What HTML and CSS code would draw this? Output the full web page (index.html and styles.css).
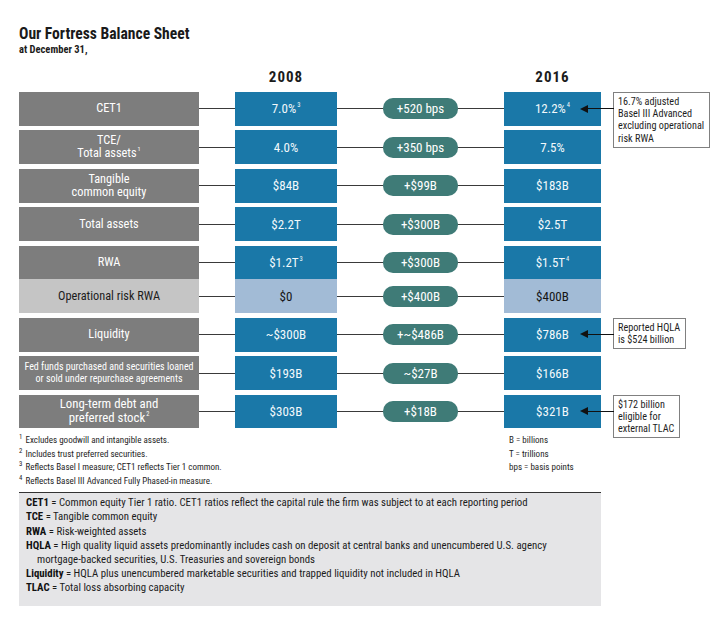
FILE: index.html
```html
<!DOCTYPE html>
<html lang="en">
<head>
<meta charset="utf-8">
<title>Our Fortress Balance Sheet</title>
<link rel="stylesheet" href="styles.css">
</head>
<body>
<div class="page">
  <h1 class="title">Our Fortress Balance Sheet</h1>
  <div class="subtitle">at December 31,</div>

  <div class="grid head">
    <div class="year c08">2008</div>
    <div class="year c16">2016</div>
  </div>

  <div class="rows">
    <div class="grid row">
      <div class="label"><span>CET1</span></div>
      <div class="wire"></div>
      <div class="val"><span>7.0%<sup>3</sup></span></div>
      <div class="wire"></div>
      <div class="pill">+520 bps</div>
      <div class="wire"></div>
      <div class="val"><span>12.2%<sup>4</sup></span></div>
      <div class="gap"></div>
      <div class="note"><span class="arrow"></span>16.7% adjusted<br>Basel III Advanced<br>excluding operational<br>risk RWA</div>
    </div>

    <div class="grid row">
      <div class="label"><span>TCE/<br>Total assets<sup>1</sup></span></div>
      <div class="wire"></div>
      <div class="val"><span>4.0%</span></div>
      <div class="wire"></div>
      <div class="pill">+350 bps</div>
      <div class="wire"></div>
      <div class="val"><span>7.5%</span></div>
    </div>

    <div class="grid row">
      <div class="label"><span>Tangible<br>common equity</span></div>
      <div class="wire"></div>
      <div class="val"><span>$84B</span></div>
      <div class="wire"></div>
      <div class="pill">+$99B</div>
      <div class="wire"></div>
      <div class="val"><span>$183B</span></div>
    </div>

    <div class="grid row">
      <div class="label"><span>Total assets</span></div>
      <div class="wire"></div>
      <div class="val"><span>$2.2T</span></div>
      <div class="wire"></div>
      <div class="pill">+$300B</div>
      <div class="wire"></div>
      <div class="val"><span>$2.5T</span></div>
    </div>

    <div class="pair">
      <div class="grid row">
        <div class="label"><span>RWA</span></div>
        <div class="wire"></div>
        <div class="val"><span>$1.2T<sup>3</sup></span></div>
        <div class="wire"></div>
        <div class="pill">+$300B</div>
        <div class="wire"></div>
        <div class="val"><span>$1.5T<sup>4</sup></span></div>
      </div>
      <div class="grid row light">
        <div class="label"><span>Operational risk RWA</span></div>
        <div class="wire"></div>
        <div class="val"><span>$0</span></div>
        <div class="wire"></div>
        <div class="pill">+$400B</div>
        <div class="wire"></div>
        <div class="val"><span>$400B</span></div>
      </div>
    </div>

    <div class="grid row">
      <div class="label"><span>Liquidity</span></div>
      <div class="wire"></div>
      <div class="val"><span>~$300B</span></div>
      <div class="wire"></div>
      <div class="pill">+~$486B</div>
      <div class="wire"></div>
      <div class="val"><span>$786B</span></div>
      <div class="gap"></div>
      <div class="note"><span class="arrow"></span>Reported HQLA<br>is $524 billion</div>
    </div>

    <div class="grid row">
      <div class="label small"><span>Fed funds purchased and securities loaned<br>or sold under repurchase agreements</span></div>
      <div class="wire"></div>
      <div class="val"><span>$193B</span></div>
      <div class="wire"></div>
      <div class="pill">~$27B</div>
      <div class="wire"></div>
      <div class="val"><span>$166B</span></div>
    </div>

    <div class="grid row">
      <div class="label big"><span>Long-term debt and<br>preferred stock<sup>2</sup></span></div>
      <div class="wire"></div>
      <div class="val"><span>$303B</span></div>
      <div class="wire"></div>
      <div class="pill">+$18B</div>
      <div class="wire"></div>
      <div class="val"><span>$321B</span></div>
      <div class="gap"></div>
      <div class="note"><span class="arrow"></span>$172 billion<br>eligible for<br>external TLAC</div>
    </div>
  </div>

  <div class="foot">
    <div class="footnotes">
      <p><sup>1</sup> Excludes goodwill and intangible assets.</p>
      <p><sup>2</sup> Includes trust preferred securities.</p>
      <p><sup>3</sup> Reflects Basel I measure; CET1 reflects Tier 1 common.</p>
      <p><sup>4</sup> Reflects Basel III Advanced Fully Phased-in measure.</p>
    </div>
    <div class="units">
      <p>B = billions</p>
      <p>T = trillions</p>
      <p>bps = basis points</p>
    </div>
  </div>

  <div class="glossary">
    <p><b>CET1</b> = Common equity Tier 1 ratio. CET1 ratios reflect the capital rule the firm was subject to at each reporting period</p>
    <p><b>TCE</b> = Tangible common equity</p>
    <p><b>RWA</b> = Risk-weighted assets</p>
    <p><b>HQLA</b> = High quality liquid assets predominantly includes cash on deposit at central banks and unencumbered U.S. agency<br>mortgage-backed securities, U.S. Treasuries and sovereign bonds</p>
    <p><b>Liquidity</b> = HQLA plus unencumbered marketable securities and trapped liquidity not included in HQLA</p>
    <p><b>TLAC</b> = Total loss absorbing capacity</p>
  </div>
</div>
</body>
</html>
```

FILE: styles.css
```css
* { box-sizing: border-box; }

html, body {
  margin: 0;
  padding: 0;
  background: #ffffff;
}

body {
  font-family: "Roboto Condensed", "Open Sans", sans-serif;
  color: #1b1b1b;
}

.page {
  padding: 25px 0 0 19px;
  width: 720px;
}

.title {
  margin: 0;
  font-size: 15.6px;
  line-height: 18px;
  font-weight: bold;
  color: #1a1a1a;
}

.subtitle {
  margin-top: 1px;
  font-size: 10.5px;
  line-height: 11px;
  font-weight: bold;
}

.grid {
  display: grid;
  grid-template-columns: 180px 36px 102px 46px 75px 46px 97px 12px 95px;
}

.head {
  margin-top: 14px;
  height: 16px;
}

.year {
  font-size: 15px;
  line-height: 16px;
  font-weight: bold;
  letter-spacing: 1px;
  text-align: center;
}
.c08 { grid-column: 3; }
.c16 { grid-column: 7; }

.rows {
  margin-top: 7px;
  display: flex;
  flex-direction: column;
  gap: 4.6px;
}

.pair {
  display: flex;
  flex-direction: column;
}

.row {
  height: 33.8px;
  grid-template-rows: 33.8px;
}

.label {
  background: #7d7d7d;
  color: #ffffff;
  display: flex;
  align-items: center;
  justify-content: center;
  text-align: center;
  font-size: 12.3px;
  line-height: 13px;
}
.label.small {
  font-size: 10px;
  line-height: 12.3px;
}
.label.big {
  font-size: 12.8px;
  line-height: 14px;
}

.wire {
  align-self: center;
  height: 1px;
  background: #3a3a3a;
}

.val {
  background: #1a78a8;
  color: #f2f8fb;
  display: flex;
  align-items: center;
  justify-content: center;
  font-size: 13px;
}

.pill {
  align-self: center;
  height: 21px;
  border-radius: 10px;
  background: #3f7b77;
  color: #ffffff;
  display: flex;
  align-items: center;
  justify-content: center;
  font-size: 13px;
}

sup {
  font-size: 0.5em;
  line-height: 0;
  vertical-align: 0.95em;
  margin-left: 1px;
}

.light .label {
  background: #c5c5c5;
  color: #1c1c1c;
}
.light .val {
  background: #a2bbd6;
  color: #151515;
}

.note {
  grid-column: 9;
  align-self: start;
  justify-self: start;
  position: relative;
  border: 1px solid #808080;
  background: #ffffff;
  padding: 3px 5px 2px 4px;
  font-size: 10.2px;
  line-height: 12.2px;
  color: #1e1e1e;
  white-space: nowrap;
}

.arrow {
  position: absolute;
  right: 100%;
  top: 11.5px;
  width: 34px;
  height: 8px;
}
.arrow::before {
  content: "";
  position: absolute;
  left: 0;
  top: 0;
  border-style: solid;
  border-width: 4px 8px 4px 0;
  border-color: transparent #111111 transparent transparent;
}
.arrow::after {
  content: "";
  position: absolute;
  left: 6px;
  right: 0;
  top: 3.5px;
  height: 1px;
  background: #111111;
}

.foot {
  display: grid;
  grid-template-columns: 490px 1fr;
  margin-top: 6px;
}

.footnotes p,
.units p {
  margin: 0;
  font-size: 9px;
  line-height: 13.5px;
  color: #1e1e1e;
}
.footnotes sup {
  margin-left: 0;
  margin-right: 1px;
  font-size: 0.75em;
  vertical-align: 0.6em;
}

.glossary {
  margin-top: 4px;
  width: 582px;
  border-top: 1px solid #333333;
  background: #e5e5e7;
  padding: 3px 7px 11px 7px;
}
.glossary p {
  margin: 0;
  font-size: 10.8px;
  line-height: 14.1px;
  padding-left: 11px;
  text-indent: -11px;
  color: #1c1c1c;
}
.glossary b {
  color: #111111;
}
```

──────────

▶ [Given problem]: Determine how many lines of the listing above include the word "index", and report that number only.

▶ [Output below]: 2